Integrating AHP and Land Change Modeling to Assess Urban Expansion-Induced Flood Susceptibility in Islamabad, Pakistan

Rapid and unplanned urban expansion has intensified flood hazards in many developing regions, yet few studies quantitatively disentangle the relative effects of land-use change and climate variability on flood susceptibility. This study examines the interplay between urban sprawl, land cover transformation, and hydrological risk in Islamabad, Pakistan, using an integrated Remote Sensing (RS), Geographic Information System (GIS), Analytical Hierarchy Process (AHP), and Land Change Modeler (LCM) framework. Multi-temporal Landsat imagery (1990–2024) was used to map land-use transitions, while the AHP quantified flood susceptibility weights for topographic, hydrological, and anthropogenic factors.

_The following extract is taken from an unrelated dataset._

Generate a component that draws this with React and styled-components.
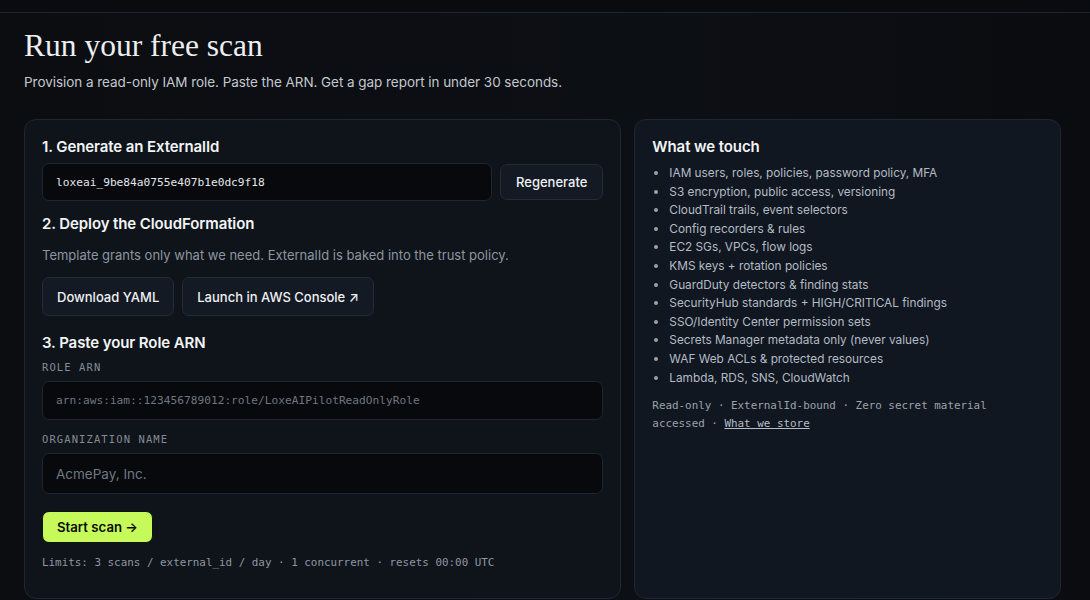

The LCM simulated projected 2030 land-use scenarios, which were integrated into the flood susceptibility model to evaluate baseline, climate change, and urban sprawl scenarios. Results show that built-up area expansion at a rate of 7% per year drives a 41% increase in high-risk flood zones by 2030, exceeding the 35% increase attributed to climate-induced precipitation extremes. The coupled RS-GIS-AHP-LCM approach enhances the dynamic predictive capacity of flood risk modeling and supports anticipatory, spatially informed decision-making. This study is among the first to dynamically integrate AHP and LCM for assessing the coupled impacts of land-use change and climate variability on flood susceptibility in a South Asian megacity.